Can we restore this nation?
Published 7:55 am Wednesday, April 28, 2010
As many of us, myself included, are not the most proficient with computers sometimes when programs seem to be going in the wrong direction we find ourselves pressing the reset button to start over.
I use this as an example to compare with suggesting a reset of our nation today. In the last 15 months we have witnessed further steps in the ever expanding role of government in our daily lives. While many are pleased with the steps that have been taken it is good to see that many are not.
I am proud to say that I am one of the latter.
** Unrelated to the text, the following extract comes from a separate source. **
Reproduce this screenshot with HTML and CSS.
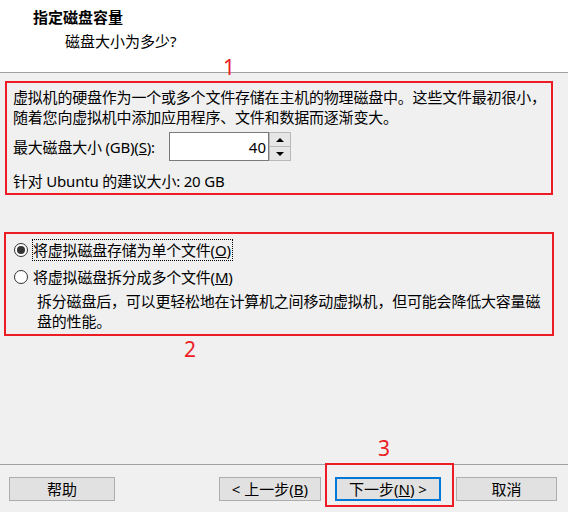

Sensational headlines fight to grab our attention on a daily basis with the ridiculous acts of athletes, actors and actresses, and this combined with our hectic schedules in trying to keep our life on the right path, we miss the fact that our nation’s founding principles are slowly eroding underneath us.
We cannot say that this has started with the current administration, as it started long before, though we can say that the current administration has rapidly increased this erosion with the policies being put in place.
From enormous initiatives such as the government bailouts for private business, the health care package, and arms reduction treaties to what is seemingly lesser though still very important concerns, a Census drive including invasive questions that were never intended, additional taxes for those considered high-end earners, our government has become much more involved in our lives than was ever intended.
And it seems that a large percentage of Americans are fine with this.
With the points set in motion and the plans for others, carbon tax initiative, check card (unions’ attempt to end the secret ballot), the ever deepening deficit our nation, our principles of limited government are being turned upside down.
The founding fathers were followers of free market principles, John Locke precepts promoting “life, liberty and estate,” which set forth the formation of civil government for security, ensuring individual rights and the right of private property. They structured checks and balances with the separate branches of government that were designed to protect us from ourselves.
These principles were held near and dear (and still are by some) in the early years of our nation and as progress goes we have become a society of mixed feelings concerning these principles enough so that in a recent poll many polled thought socialism sounded like a good form of government.
Our schools are turning out students that have very little understanding of our government and the intentions under which it was formed. Normal everyday people of all walks of life and race participate in Tea Party rallies celebrating the right to protest and bring attention to these facts. They are either ignored by the mass media or discredited for being something they are not.
How did we get to the point where citizens reminding us of our founding principles are called racist and bigots? There was an early warning when Benjamin Franklin mentioned that the Congress had given us a republic if we could keep it.
Can we restore it, returning our nation to where it belongs or have we already lost it? Press reset.